Search code examples
xmlapache-sparkpysparkdatabricks

Using spark.read.from("xml").option("recursiveFileLookup", "true") for xml files in subdirectories


I would like to recursively load all files that are in xml format into my dataframe in a directory that has additional subdirectories. With other file formats (txt, parquet,..) the code seems to work.

df = (
    spark.read
    .format("xml")
    .option("rowTag", "library")
    .option("wholetext", "true")
    .option("recursiveFileLookup","true")
    .option("pathGlobFilter", "*.xml")
    .load("path/to/dir")
)

I have tested this code with different file formats, but xml files are not found.


Solution

  • Looks like I found an answer right away, although it may not be entirely satisfactory.
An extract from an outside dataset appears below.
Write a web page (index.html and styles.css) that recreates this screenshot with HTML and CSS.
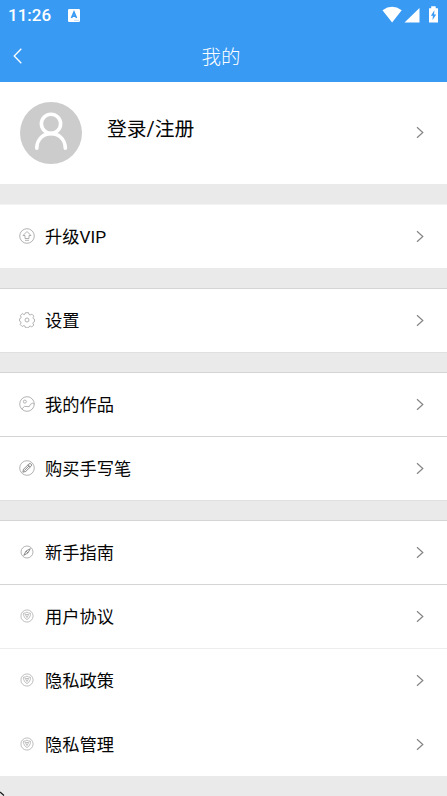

Basically, I have found two possibilities:

    1. Change format from "xml" to "text".
      This allows recursive reading, but unfortunately the content of the xml file is not read in as nicely as before.
    df = (
        spark.read
        .format("text")
        .option("rowTag", "library")
        .option("wholetext", "true")
        .option("recursiveFileLookup","true")
        .option("pathGlobFilter", "*.xml")
        .load("path/to/dir")
    )
    
    1. Append a glob pattern to the path at the load option.
    df = (
        spark.read
        .format("xml")
        .option("rowTag", "library")
        .option("wholetext", "true")
        .load("path/to/dir/**/*.xml")
    )
    

    This makes the two options "recursiveFileLookup" and "pathGlobFilter" unnecessary.
    ** in the glob pattern searches recursively through all directories and
    *.xml searches for files ending with .xml.